I don't think this bears directly on your analysis, and my knowledge of cybernetics limits me from developing a meaningful critique of your work other than that this seems to be very promising stuff. I bring up this history because a) Silver's work may be relevant to what you're figuring out re: developing methods of figuring out the weakest links in the value chain and b) the physical properties of real commodities can limit the options capitalists have in dealing with striking workers; I don't know how point B can be factored into your calculations, but as a qualitative point it may be of use to your research.
@jules1214 This is good to know but I thought commodity reserves have gone extinct with just-in-time production? If the pandemic was any indication it seems like firms aren't stockpiling anything anymore.
@madredalchemist I think with the pandemic-induced supply shock a lot of consumer goods firms have been moving away from JIT production. At least from what I remember reading the Financial Times. Especially since stretching your supply lines so thinly meant creating a large number of choke holds for logistical workers (like the longshoremen at the Port of Los Angeles) to exploit. But I yield to the superior knowledge of any logistics specialists who are more in the know about it than I am.
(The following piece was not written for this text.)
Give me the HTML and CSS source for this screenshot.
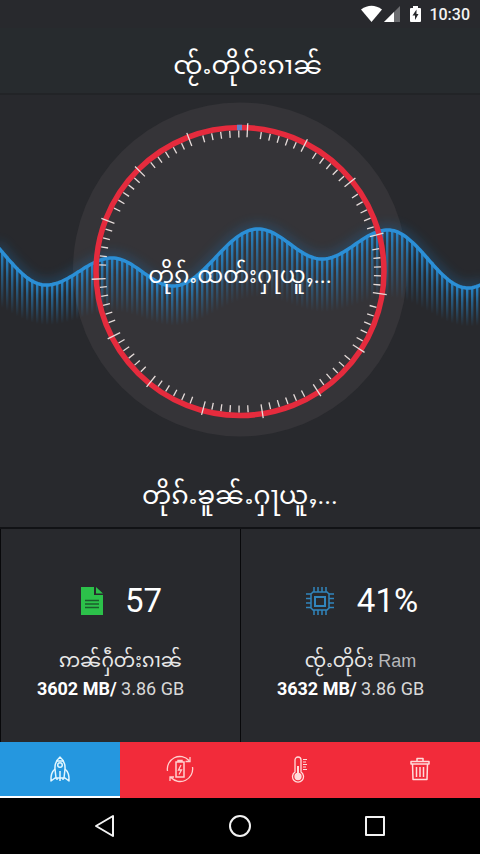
FILE: index.html
```html
<!DOCTYPE html>
<html lang="shn">
<head>
<meta charset="utf-8">
<meta name="viewport" content="width=device-width, initial-scale=1">
<title>ၸႂ်ႉတိုဝ်းၵၢၼ်</title>
<link rel="stylesheet" href="styles.css">
</head>
<body>
<div class="app">
  <div class="status">
    <svg width="60" height="18" viewBox="0 0 60 18" aria-hidden="true">
      <path d="M0 4.500Q10.500-3 21 4.500L10.500 17Z" fill="#fff"/>
      <path d="M39 1V17H23Z" fill="#6c6d70"/>
      <path d="M33 7V17H23Z" fill="#fff"/>
      <path d="M52 1h5v2h2q1 0 1 1v12q0 1-1 1h-9q-1 0-1-1V4q0-1 1-1h2z" fill="#fff"/>
      <path d="M55.500 4.500L51.500 10.500H54V15L57.500 9H55.500Z" fill="#27282c"/>
    </svg>
    <span>10:30</span>
  </div>
  <header class="title"><h1>ၸႂ်ႉတိုဝ်းၵၢၼ်</h1></header>
  <main class="main">
    <section class="dial">
      <svg class="dial-art" viewBox="0 0 480 348" aria-hidden="true">
        <defs>
          <linearGradient id="fade" x1="0" y1="0" x2="0" y2="1">
            <stop offset="0" stop-color="#2689cf" stop-opacity=".95"/>
            <stop offset=".4" stop-color="#2689cf" stop-opacity=".55"/>
            <stop offset="1" stop-color="#2689cf" stop-opacity="0"/>
          </linearGradient>
          <filter id="glow" x="-10%" y="-60%" width="120%" height="220%"><feGaussianBlur stdDeviation="6"/></filter>
        </defs>
        <circle cx="240" cy="174.500" r="167" fill="#353438"/>
        <path id="halo" fill="none" stroke="#1c6fae" stroke-width="9" opacity=".4" filter="url(#glow)"/>
        <g id="bars" fill="url(#fade)"></g>
        <path id="wave" fill="none" stroke="#2b8fd6" stroke-width="3.500"/>
        <circle cx="240" cy="176.500" r="144" fill="none" stroke="#e52b3d" stroke-width="5.500"/>
        <path d="M237 32.500h5" stroke="#5f83c8" stroke-width="5.500"/>
        <g id="ticks" stroke="#e6dcda" stroke-width="1.300"></g>
      </svg>
      <p class="dial-text">တိုၵ်ႉထတ်းႁႃယူႇ...</p>
    </section>
    <p class="scan">တိုၵ်ႉၶူၼ်ႉႁႃယူႇ...</p>
    <section class="stats">
      <div class="stat">
        <div class="stat-top">
          <svg width="22" height="30" viewBox="0 0 22 30" aria-hidden="true">
            <path d="M0 1H13V9H22V29H0Z" fill="#2cc14a"/><path d="M15 1L22 7.500H15Z" fill="#2cc14a"/>
            <path d="M4 14.500H18M4 18H18M4 21.500H18" stroke="#1b5c2c" stroke-width="1.500"/>
          </svg>
          <span class="value">57</span>
        </div>
        <div class="label">ဢၼ်ႁဵတ်းၵၢၼ်</div>
        <div class="usage"><b>3602 MB/</b> 3.86 GB</div>
      </div>
      <div class="stat">
        <div class="stat-top">
          <svg width="30" height="30" viewBox="0 0 30 30" fill="none" stroke="#3185bd" stroke-width="1.500" aria-hidden="true">
            <path d="M8 6H22L24 8V22L22 24H8L6 22V8Z"/><path d="M10 11H20V20H10Z" stroke-width="2"/>
            <path d="M9 1V6M13 1V6M17 1V6M21 1V6M9 24V29M13 24V29M17 24V29M21 24V29M1 8H6M1 12.500H6M1 17H6M1 21.500H6M24 8H29M24 12.500H29M24 17H29M24 21.500H29"/>
          </svg>
          <span class="value">41%</span>
        </div>
        <div class="label">ၸႂ်ႉတိုဝ်း <span>Ram</span></div>
        <div class="usage"><b>3632 MB/</b> 3.86 GB</div>
      </div>
    </section>
  </main>
  <nav class="tabs">
    <button class="tab active" type="button" aria-label="Boost">
      <svg width="28" height="28" viewBox="0 0 28 28" fill="none" stroke="#e3f7ff" stroke-width="1.500" stroke-linejoin="round" aria-hidden="true">
        <path d="M14 2Q8.500 6.500 9 14L10 23H18L19 14Q19.500 6.500 14 2Z"/><path d="M10.500 6H17.500"/><circle cx="14" cy="10" r="2.300"/>
        <path d="M9 14Q4.500 17.500 5 26L9 23H10M19 14Q23.500 17.500 23 26L19 23H18M14 16V26M11 23V25M17 23V25"/>
      </svg>
    </button>
    <button class="tab" type="button" aria-label="Battery">
      <svg width="28" height="28" viewBox="0 0 28 28" fill="none" stroke="#ffd0cf" stroke-width="1.300" aria-hidden="true">
        <path d="M1.500 16A12.500 12.500 0 0 1 23 5.500M26.500 12A12.500 12.500 0 0 1 5 22.500M24 2V6.500H19.500M4 26V22H8"/>
        <path d="M12 7V5.500H16V7M10 7H18V22H10Z" stroke-width="1.500"/><path d="M15 10L12.500 15H15.500L13 19.500"/>
      </svg>
    </button>
    <button class="tab" type="button" aria-label="Temperature">
      <svg width="28" height="28" viewBox="0 0 28 28" fill="none" stroke="#ffdcda" stroke-width="1.300" aria-hidden="true">
        <path d="M9 17V5A3 3 0 0 1 15 5V17A5.500 5.500 0 1 1 9 17Z"/><path d="M12 11V20" stroke-width="2"/><circle cx="12" cy="21.500" r="3" fill="#ffdcda"/>
        <path d="M17 4.500H21M17 7H20M17 9.500H21M17 12H20M17 14.500H21" stroke-width="1"/>
      </svg>
    </button>
    <button class="tab" type="button" aria-label="Clean">
      <svg width="28" height="28" viewBox="0 0 28 28" fill="none" stroke="#ffdcda" stroke-width="1.500" stroke-linejoin="round" aria-hidden="true">
        <path d="M5 6.500H23V9H5ZM11 6V3.500H17V6M6.500 9L7 24.500H21L21.500 9M10.500 12V22M14 12V22M17.500 12V22"/>
      </svg>
    </button>
  </nav>
  <nav class="system">
    <button type="button" aria-label="Back"><svg width="24" height="24" viewBox="0 0 24 24" aria-hidden="true"><path d="M20 2V22L3 12Z"/></svg></button>
    <button type="button" aria-label="Home"><svg width="24" height="24" viewBox="0 0 24 24" aria-hidden="true"><circle cx="12" cy="12" r="10"/></svg></button>
    <button type="button" aria-label="Recent"><svg width="24" height="24" viewBox="0 0 24 24" aria-hidden="true"><path d="M3 3H21V21H3Z"/></svg></button>
  </nav>
</div>
<script src="dial.js"></script>
</body>
</html>
```
FILE: dial.js
```js
const NS = 'http://www.w3.org/2000/svg';
function add(parent, tag, attrs) {
  const el = document.createElementNS(NS, tag);
  for (const key in attrs) el.setAttribute(key, attrs[key]);
  parent.appendChild(el);
}

// Alternating troughs and peaks of the wave, joined by cosine easing.
const extremes = [[-40, 126], [46, 190], [112, 163], [173, 191], [258, 134], [322, 164], [388, 135], [468, 193], [540, 150]];
function waveY(x) {
  let i = 0;
  while (x > extremes[i + 1][0]) i++;
  const [x0, y0] = extremes[i];
  const [x1, y1] = extremes[i + 1];
  return y0 + (y1 - y0) * (1 - Math.cos(Math.PI * (x - x0) / (x1 - x0))) / 2;
}

let d = '';
for (let x = -4; x <= 484; x += 2) d += (d ? 'L' : 'M') + x + ' ' + waveY(x).toFixed(1);
document.getElementById('wave').setAttribute('d', d);
document.getElementById('halo').setAttribute('d', d);

const bars = document.getElementById('bars');
for (let x = 1; x < 480; x += 5) {
  const y = waveY(x);
  add(bars, 'rect', { x: x, y: y, width: 2.4, height: 38 + (194 - y) * 0.5 });
}

// Fifteen long ticks, each followed by five short ones.
const ticks = document.getElementById('ticks');
function tick(angle, y1, y2) {
  add(ticks, 'line', { x1: 240, x2: 240, y1: y1, y2: y2, transform: `rotate(${angle} 240 176.5)` });
}
for (let i = 0; i < 15; i++) {
  const a = 3 + i * 24;
  tick(a, 28, 42);
  for (let j = 0; j < 5; j++) tick(a + 5.7 + j * 3.7, 35.5, 42.5);
}
```
FILE: styles.css
```css
* { box-sizing: border-box; }
body {
  margin: 0;
  background: #28292d;
  color: #fff;
  font-family: Roboto, "Noto Sans Myanmar", "Noto Sans", sans-serif;
}
h1, p { margin: 0; font-weight: 400; }
button { border: 0; padding: 0; background: none; }
svg { display: block; }

.app { min-height: 100vh; display: flex; flex-direction: column; }
.status {
  height: 28px;
  padding: 0 10px;
  display: flex;
  align-items: center;
  justify-content: flex-end;
  gap: 8px;
  font-size: 16px;
  font-weight: 500;
  color: #f2f2f2;
}
.title {
  height: 67px;
  display: flex;
  align-items: center;
  justify-content: center;
  padding: 8px 0 0 16px;
  background: #272b2e;
  border-bottom: 2px solid #222427;
}
.title h1, .scan { font-size: 26px; line-height: 32px; white-space: nowrap; }
.main { flex: 1; display: flex; flex-direction: column; }
.dial { display: grid; place-items: center; }
.dial-art, .dial-text { grid-area: 1 / 1; }
.dial-art { width: 100%; height: auto; }
.dial-text { padding-top: 14px; font-size: 23px; line-height: 32px; white-space: nowrap; }
.scan { padding: 36px 0 16px; text-align: center; }
.stats {
  flex: 1;
  display: grid;
  grid-template-columns: 1fr 1fr;
  border-top: 2px solid #111215;
}
.stat {
  padding-top: 48px;
  border-left: 1px solid #08080a;
  display: flex;
  flex-direction: column;
  align-items: center;
}
.stat-top { display: flex; align-items: center; gap: 22px; height: 48px; padding-left: 2px; }
.value { font-size: 33px; line-height: 48px; }
.label { margin-top: 24px; font-size: 19px; line-height: 24px; color: #e8e8e8; white-space: nowrap; }
.label span { font-family: "Liberation Sans", sans-serif; font-size: 18px; color: #b6b7ba; }
.usage { margin-top: 4px; padding-right: 20px; font-size: 18px; line-height: 24px; color: #d8d8d8; }
.usage b { color: #fff; }
.tabs { display: grid; grid-template-columns: repeat(4, 1fr); height: 56px; background: #f22b3a; }
.tab { display: grid; place-items: center; border-bottom: 2px solid transparent; }
.active { background: #2597df; border-bottom-color: #fff; }
.system { height: 56px; display: flex; justify-content: center; align-items: center; gap: 111px; background: #000; }
.system svg { fill: none; stroke: #f2f2f2; stroke-width: 2; stroke-linejoin: round; }
```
@jules1214 Regardless if my modeling is valid I can weigh the centrality by anything so I could weigh the centrality against reserve levels of any industry
@casperadmin This is definitely the next step after the theory is fleshed out; accurate data is crucial for the application to be as dynamic as possible, the ideal would be enabling a kind of fine-grain persistent action that can be as effective as a general strike.
It occurred to me in the shower earlier that if you were looking at correlations in income, that during a supply chain crisis you would actually see the correlation be negative between the industry providing the input that's in shortage and the final demand industry, as the shortage would cause a distributional shock with the higher prices for the good.
If people could share the thread with any math/cs folks they know it'd help to get some extra eyes on it to validate the model.
Is Ian Wright or Tex (from https://www.youtube.com/c/TexTalksSometimes) on this forum?
@madredalchemist I think with the pandemic-induced supply shock a lot of consumer goods firms have been moving away from JIT production. At least from what I remember reading the Financial Times. Especially since stretching your supply lines so thinly meant creating a large number of choke holds for logistical workers (like the longshoremen at the Port of Los Angeles) to exploit. But I yield to the superior knowledge of any logistics specialists who are more in the know about it than I am.
Some manufacturers keep stockpiles some don't. Keeping a stockpile can be very useful sometimes because in a shortage you can have immense control over the market, but it can also be very expensive. As we move away from just in time production I'm sure more will also embrace some level of stockpiling.
@casperadmin How far back can you go with the this data? i.e would data from the pandemic supply shocks still be relevant now, 1, 2, 3, 5 years out etc?
@madredalchemist it depends on the shock. In terms of the initial pandemic shocks we are past that, and even with the tight labor market labor isn't getting any extra real income. But we can see pretty easily how the war in Ukraine has created higher revenue and profits for the oil and natural gas industry. But obviously, the shock will persist for however long the shortages do, which is dependent on material facts on the ground.